Murchikova and Mark Gorski of Northwestern led a team that compiled five years of data captured by a radio telescope in Chile called the Atacama Large Millimeter/submillimeter Array (ALMA) to create an image of the cold molecular gas surrounding Sgr A*. Once the researchers removed the bright radio light around the black hole from the resulting image, they were able to see previously invisible structures inside the gas. The most striking structure was a cone-shaped cavity about three light years long.
They also found this same cone-shaped void in data collected by NASA’s Chandra X-ray Observatory.
Here’s how the wind likely forms: As the gas gets close enough to feel the gravity of Sagittarius A*, the material begins to heat up and orbit the cosmic juggernaut; the closer it gets to Sgr A*, the faster this material orbits until it is spinning at close to the speed of light. The wildly swirling matter is now trapped by the black hole’s gravitational grip, forming a flattened accretion disk that will soon become Sgr A*’s dinner.

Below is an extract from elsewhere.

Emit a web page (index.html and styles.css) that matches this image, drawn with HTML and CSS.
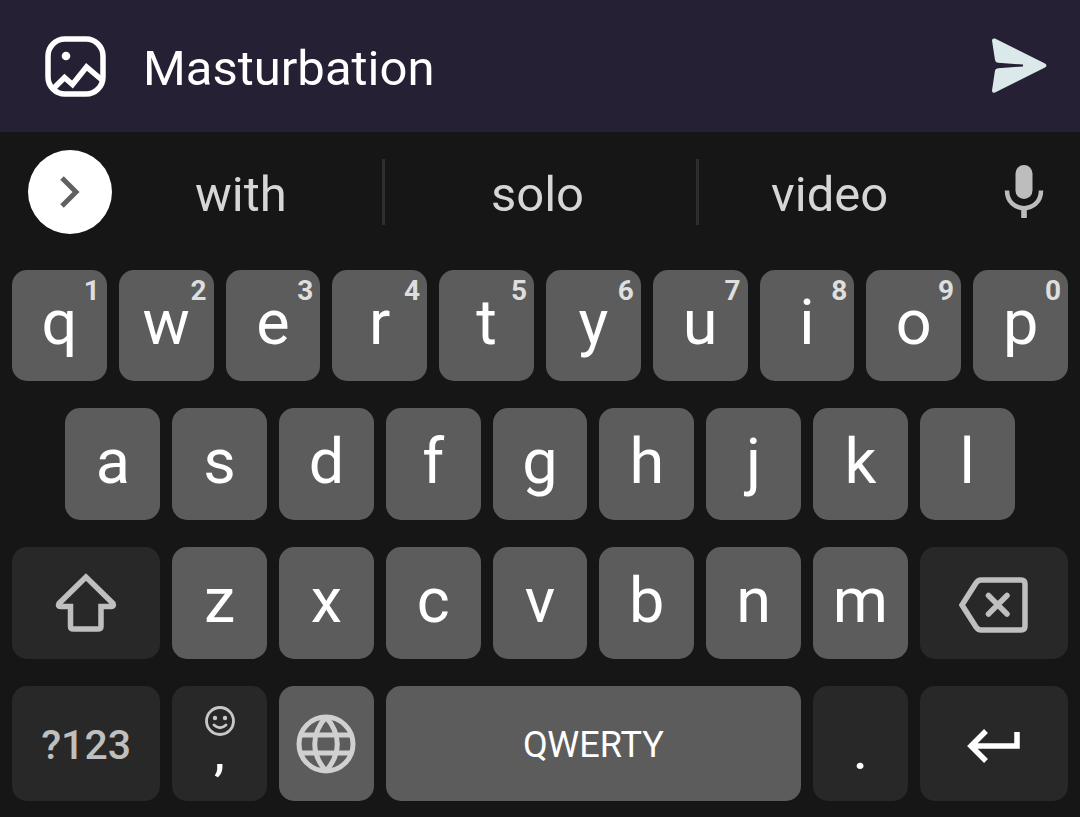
FILE: index.html
```
<!DOCTYPE html>
<html lang="en">
<head>
  <meta charset="UTF-8">
  <meta name="viewport" content="width=device-width, initial-scale=1.0">
  <title>Message</title>
  <link rel="stylesheet" href="styles.css">
</head>
<body>

<form class="message-bar">
  <button class="icon-btn" type="button" aria-label="Add image">
    <svg width="62" height="62" viewBox="0 0 62 62" fill="none" stroke="#fff" stroke-width="5.5">
      <rect x="4" y="4" width="55" height="55" rx="17"/>
      <path d="M9 54L20.500 42.500L28.500 49.500L42.500 32L58 45" stroke-linejoin="miter"/>
      <circle cx="22" cy="21" r="4.300" fill="#fff" stroke="none"/>
    </svg>
  </button>
  <input class="message-input" type="text" value="Masturbation" aria-label="Message">
  <button class="icon-btn" type="submit" aria-label="Send">
    <svg width="56" height="56" viewBox="0 0 56 56" fill="#dce9ea">
      <path d="M0 2.500Q0 0 3 0.500L53 25.500Q56 27.500 53 29.500L3 54.500Q0 55.500 0 52.500L3 32.500Q3.500 30.500 6 30.200L31 28.500V26.500L6 24.800Q3.500 24.500 3 22Z"/>
    </svg>
  </button>
</form>

<div class="suggestions">
  <button class="expand-btn" aria-label="More">
    <svg width="20" height="32" viewBox="0 0 20 32" fill="none" stroke="#616161" stroke-width="5">
      <path d="M2 2L16 16L2 30"/>
    </svg>
  </button>
  <div class="words">
    <button class="word">with</button>
    <button class="word">solo</button>
    <button class="word">video</button>
  </div>
  <button class="mic-btn" aria-label="Voice input">
    <svg width="40" height="54" viewBox="0 0 40 54">
      <rect x="11.500" y="0" width="17" height="34" rx="8.500" fill="#bdbdbd"/>
      <path d="M3 25.500C3 49 37 49 37 25.500M20 43V53" fill="none" stroke="#bdbdbd" stroke-width="4.500"/>
      <path d="M20 43V53" stroke="#bdbdbd" stroke-width="5.500"/>
    </svg>
  </button>
</div>

<div class="keyboard">
  <button class="key">q<span class="hint">1</span></button>
  <button class="key">w<span class="hint">2</span></button>
  <button class="key">e<span class="hint">3</span></button>
  <button class="key">r<span class="hint">4</span></button>
  <button class="key">t<span class="hint">5</span></button>
  <button class="key">y<span class="hint">6</span></button>
  <button class="key">u<span class="hint">7</span></button>
  <button class="key">i<span class="hint">8</span></button>
  <button class="key">o<span class="hint">9</span></button>
  <button class="key">p<span class="hint">0</span></button>

  <button class="key key-indent">a</button>
  <button class="key">s</button>
  <button class="key">d</button>
  <button class="key">f</button>
  <button class="key">g</button>
  <button class="key">h</button>
  <button class="key">j</button>
  <button class="key">k</button>
  <button class="key">l</button>

  <button class="key key-dark key-wide key-first" aria-label="Shift">
    <svg width="62" height="60" viewBox="0 0 62 60" fill="none" stroke="#bfbfbf" stroke-width="5.500">
      <path d="M31 4L4 30.500Q2.500 33.500 5.500 33.500H15.500V53.500Q15.500 56 18.500 56H42.500Q46 56 46 53.500V33.500H56Q59.500 33.500 58 30.500Z"/>
    </svg>
  </button>
  <button class="key">z</button>
  <button class="key">x</button>
  <button class="key">c</button>
  <button class="key">v</button>
  <button class="key">b</button>
  <button class="key">n</button>
  <button class="key">m</button>
  <button class="key key-dark key-wide key-delete" aria-label="Delete">
    <svg width="70" height="56" viewBox="0 0 70 56" fill="none" stroke="#bfbfbf" stroke-width="5.500">
      <path d="M3 28L17 6Q19 3 22 3H62Q66 3 66 7V49Q66 53 62 53H22Q19 53 17 50Z"/>
      <path d="M29.500 18.500L48 37M48 18.500L29.500 37" stroke-linecap="round"/>
    </svg>
  </button>

  <button class="key key-dark key-wide key-symbols">?123</button>
  <button class="key key-dark key-comma" aria-label="Comma, emoji">
    <svg width="30" height="30" viewBox="0 0 30 30" fill="none" stroke="#c8c8c8" stroke-width="2.800">
      <circle cx="15" cy="15" r="13.500"/>
      <path d="M9 19Q15 24.500 21 19" stroke-linecap="round"/>
      <circle cx="10" cy="12" r="2.200" fill="#c8c8c8" stroke="none"/>
      <circle cx="20" cy="12" r="2.200" fill="#c8c8c8" stroke="none"/>
    </svg>
    <span>,</span>
  </button>
  <button class="key key-globe" aria-label="Language">
    <svg width="60" height="60" viewBox="0 0 60 60" fill="none" stroke="#d0d0d0" stroke-width="5">
      <circle cx="30" cy="30" r="27"/>
      <path d="M5 21H55M5 39H55M30 3C15 20 15 40 30 57M30 3C45 20 45 40 30 57"/>
    </svg>
  </button>
  <button class="key key-space">QWERTY</button>
  <button class="key key-dark key-period">.</button>
  <button class="key key-dark key-wide key-enter" aria-label="Enter">
    <svg width="54" height="34" viewBox="0 0 54 34" fill="none" stroke="#fff" stroke-width="5.500">
      <path d="M19 2L4 17L19 32M4 17H50V3"/>
    </svg>
  </button>
</div>

</body>
</html>
```
FILE: styles.css
```
* {
  box-sizing: border-box;
}
body {
  margin: 0;
  min-height: 100vh;
  background-color: #161616;
  color: #fff;
  font-family: Roboto, Arial, sans-serif;
}
button {
  padding: 0;
  border: none;
  background: none;
  color: inherit;
  font-family: inherit;
  cursor: pointer;
}
svg {
  display: block;
}

.message-bar {
  display: flex;
  align-items: center;
  gap: 36px;
  padding: 32px 32px 32px 44px;
  background-color: #252033;
}
.message-input {
  flex: 1;
  min-width: 0;
  height: 68px;
  padding: 4px 0 0 1px;
  border: none;
  outline: none;
  background: none;
  color: #fff;
  font-family: inherit;
  font-size: 49px;
}

.suggestions {
  display: flex;
  align-items: center;
  padding: 18px 14px 36px 28px;
}
.expand-btn {
  display: flex;
  align-items: center;
  justify-content: center;
  width: 84px;
  height: 84px;
  border-radius: 50%;
  background-color: #fff;
}
.words {
  flex: 1;
  display: grid;
  grid-template-columns: 6fr 7fr 6fr;
  margin-right: 16px;
}
.word {
  height: 66px;
  padding: 6px 6px 0 0;
  color: #d6d6d6;
  font-size: 49px;
  line-height: 60px;
}
.word:first-child {
  padding-right: 12px;
}
.word + .word {
  border-left: 3px solid #2e2e2e;
}
.mic-btn {
  display: flex;
  justify-content: center;
  width: 84px;
}

/* 20 half-key columns, a normal key takes two */
.keyboard {
  display: grid;
  grid-template-columns: repeat(20, minmax(0, 1fr));
  grid-template-rows: 111px 112px 112px 115px;
  gap: 27px 12px;
  padding: 0 12px 16px;
}
.key {
  position: relative;
  grid-column: span 2;
  display: flex;
  align-items: center;
  justify-content: center;
  padding-bottom: 5px;
  border-radius: 15px;
  background-color: #5c5c5c;
  font-size: 63px;
  line-height: 64px;
}
.hint {
  position: absolute;
  top: 7px;
  right: 7px;
  color: #dedede;
  font-size: 28px;
  font-weight: bold;
  line-height: 28px;
}
.key-dark {
  background-color: #282828;
}
.key-indent {
  grid-column: 2 / span 2;
}
.key-wide {
  grid-column: span 3;
  padding-bottom: 0;
}
.key-first {
  grid-column: 1 / span 3;
}
.key-delete {
  padding-top: 4px;
}
.key-symbols {
  padding-top: 2px;
  color: #bfbfbf;
  font-size: 41px;
  font-weight: 500;
}
.key-comma {
  flex-direction: column;
  justify-content: flex-start;
  padding-top: 20px;
  font-size: 49px;
  font-weight: 500;
  line-height: 34px;
}
.key-globe {
  padding-bottom: 0;
}
.key-space {
  grid-column: span 8;
  padding: 2px 0 0;
  font-size: 36px;
}
.key-period {
  padding: 18px 0 0;
  font-size: 49px;
  font-weight: 500;
}
.key-enter {
  padding-top: 4px;
}
```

But not everything is sucked up. “Near black holes, the gas is under strong radiation pressure – coming from the same gas but… even closer to the black hole – and various flares can also occur there,” says Murchikova. This pressure projects part of the hot gas outwards in the form of a wind. “In fact, more gas is ejected than falls into the black hole,” she says. When a strong magnetic field is present, this large cone narrows and is called a jet.
The team is excited about this discovery, which could lead to a deeper understanding of these strange objects. “It always seemed a bit peculiar to me that the black hole in the sky that we have the most problems with and that most closely matches our theories is our closest supermassive black hole and the one for which we have the most data,” says Murchikova. This new discovery at least helps explain one mystery, she adds. “The lack of wind was one of the most uncomfortable facts.”